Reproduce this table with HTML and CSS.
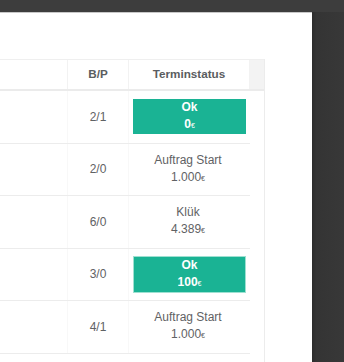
FILE: index.html
```html
<!DOCTYPE html>
<html lang="de">
<head>
<meta charset="utf-8">
<title>Terminstatus</title>
<link rel="stylesheet" href="styles.css">
</head>
<body>
<div class="topbar"></div>
<div class="layout">
  <main class="panel">
    <div class="grid">
      <div class="head">
        <div class="cell c1"></div>
        <div class="cell c2">B/P</div>
        <div class="cell c3">Terminstatus</div>
        <div class="gutter"></div>
      </div>
      <div class="row">
        <div class="cell c1"></div>
        <div class="cell c2">2/1</div>
        <div class="cell c3"><div class="ok">Ok<br>0<span class="eur">€</span></div></div>
      </div>
      <div class="row">
        <div class="cell c1"></div>
        <div class="cell c2">2/0</div>
        <div class="cell c3"><div class="txt">Auftrag Start<br>1.000<span class="eur">€</span></div></div>
      </div>
      <div class="row">
        <div class="cell c1"></div>
        <div class="cell c2">6/0</div>
        <div class="cell c3"><div class="txt">Klük<br>4.389<span class="eur">€</span></div></div>
      </div>
      <div class="row">
        <div class="cell c1"></div>
        <div class="cell c2">3/0</div>
        <div class="cell c3"><div class="ok ok-sel">Ok<br>100<span class="eur">€</span></div></div>
      </div>
      <div class="row">
        <div class="cell c1"></div>
        <div class="cell c2">4/1</div>
        <div class="cell c3"><div class="txt">Auftrag Start<br>1.000<span class="eur">€</span></div></div>
      </div>
    </div>
  </main>
  <aside class="side"></aside>
</div>
</body>
</html>
```

FILE: styles.css
```css
html, body {
  margin: 0;
  padding: 0;
}
body {
  width: 344px;
  height: 362px;
  overflow: hidden;
  background: #3a3a3a;
  font-family: "Liberation Sans", Arial, sans-serif;
  font-size: 12px;
  color: #5f6264;
}
.topbar {
  height: 12px;
  background: #3d3d3d;
}
.layout {
  display: flex;
  height: 350px;
}
.panel {
  width: 312px;
  flex: none;
  background: #fff;
  border-top: 1px solid #c8c8c8;
  padding-top: 46px;
  box-sizing: border-box;
  display: flex;
  flex-direction: column;
  overflow: hidden;
}
.side {
  flex: 1;
  background: linear-gradient(to right, #2c2c2c 0, #343434 4px, #383838 100%);
}
.grid {
  width: 264px;
  flex: 1;
  border-right: 1px solid #ececec;
}
.head {
  display: flex;
  border-top: 1px solid #efefef;
  border-bottom: 2px solid #ebebeb;
  font-weight: bold;
  font-size: 11.7px;
  color: #5a5d60;
}
.head .cell {
  padding: 6px 0 8px;
  line-height: 15px;
  border-right: 1px solid #f2f2f2;
}
.gutter {
  width: 14px;
  background: #f3f3f3;
}
.cell {
  text-align: center;
  box-sizing: border-box;
}
.c1 { width: 68px; }
.c2 { width: 61px; }
.c3 { width: 121px; }
.row {
  display: flex;
  width: 250px;
  border-bottom: 1px solid #ececec;
  height: 52.5px;
  box-sizing: border-box;
}
.row .cell {
  display: flex;
  align-items: center;
  justify-content: center;
  border-right: 1px solid #f8f8f8;
}
.row .c3 {
  border-right: none;
  padding: 0 4px 0 4px;
}
.txt {
  line-height: 17px;
  text-align: center;
  padding-right: 3px;
}
.ok {
  width: 100%;
  background: #1ab394;
  color: #fff;
  font-weight: bold;
  line-height: 17px;
  text-align: center;
}
.ok-sel {
  border: 1px solid #9ee0d1;
  box-sizing: border-box;
  padding: 0;
}
.eur {
  font-size: 7px;
  font-weight: normal;
}
```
= = = =
### Exercise instructions:
Leave every image out, and retype the material exactly.

### The answer:
Reproduce this table with HTML and CSS.
FILE: index.html
```html
<!DOCTYPE html>
<html lang="de">
<head>
<meta charset="utf-8">
<title>Terminstatus</title>
<link rel="stylesheet" href="styles.css">
</head>
<body>
<div class="topbar"></div>
<div class="layout">
  <main class="panel">
    <div class="grid">
      <div class="head">
        <div class="cell c1"></div>
        <div class="cell c2">B/P</div>
        <div class="cell c3">Terminstatus</div>
        <div class="gutter"></div>
      </div>
      <div class="row">
        <div class="cell c1"></div>
        <div class="cell c2">2/1</div>
        <div class="cell c3"><div class="ok">Ok<br>0<span class="eur">€</span></div></div>
      </div>
      <div class="row">
        <div class="cell c1"></div>
        <div class="cell c2">2/0</div>
        <div class="cell c3"><div class="txt">Auftrag Start<br>1.000<span class="eur">€</span></div></div>
      </div>
      <div class="row">
        <div class="cell c1"></div>
        <div class="cell c2">6/0</div>
        <div class="cell c3"><div class="txt">Klük<br>4.389<span class="eur">€</span></div></div>
      </div>
      <div class="row">
        <div class="cell c1"></div>
        <div class="cell c2">3/0</div>
        <div class="cell c3"><div class="ok ok-sel">Ok<br>100<span class="eur">€</span></div></div>
      </div>
      <div class="row">
        <div class="cell c1"></div>
        <div class="cell c2">4/1</div>
        <div class="cell c3"><div class="txt">Auftrag Start<br>1.000<span class="eur">€</span></div></div>
      </div>
    </div>
  </main>
  <aside class="side"></aside>
</div>
</body>
</html>
```

FILE: styles.css
```css
html, body {
  margin: 0;
  padding: 0;
}
body {
  width: 344px;
  height: 362px;
  overflow: hidden;
  background: #3a3a3a;
  font-family: "Liberation Sans", Arial, sans-serif;
  font-size: 12px;
  color: #5f6264;
}
.topbar {
  height: 12px;
  background: #3d3d3d;
}
.layout {
  display: flex;
  height: 350px;
}
.panel {
  width: 312px;
  flex: none;
  background: #fff;
  border-top: 1px solid #c8c8c8;
  padding-top: 46px;
  box-sizing: border-box;
  display: flex;
  flex-direction: column;
  overflow: hidden;
}
.side {
  flex: 1;
  background: linear-gradient(to right, #2c2c2c 0, #343434 4px, #383838 100%);
}
.grid {
  width: 264px;
  flex: 1;
  border-right: 1px solid #ececec;
}
.head {
  display: flex;
  border-top: 1px solid #efefef;
  border-bottom: 2px solid #ebebeb;
  font-weight: bold;
  font-size: 11.7px;
  color: #5a5d60;
}
.head .cell {
  padding: 6px 0 8px;
  line-height: 15px;
  border-right: 1px solid #f2f2f2;
}
.gutter {
  width: 14px;
  background: #f3f3f3;
}
.cell {
  text-align: center;
  box-sizing: border-box;
}
.c1 { width: 68px; }
.c2 { width: 61px; }
.c3 { width: 121px; }
.row {
  display: flex;
  width: 250px;
  border-bottom: 1px solid #ececec;
  height: 52.5px;
  box-sizing: border-box;
}
.row .cell {
  display: flex;
  align-items: center;
  justify-content: center;
  border-right: 1px solid #f8f8f8;
}
.row .c3 {
  border-right: none;
  padding: 0 4px 0 4px;
}
.txt {
  line-height: 17px;
  text-align: center;
  padding-right: 3px;
}
.ok {
  width: 100%;
  background: #1ab394;
  color: #fff;
  font-weight: bold;
  line-height: 17px;
  text-align: center;
}
.ok-sel {
  border: 1px solid #9ee0d1;
  box-sizing: border-box;
  padding: 0;
}
.eur {
  font-size: 7px;
  font-weight: normal;
}
```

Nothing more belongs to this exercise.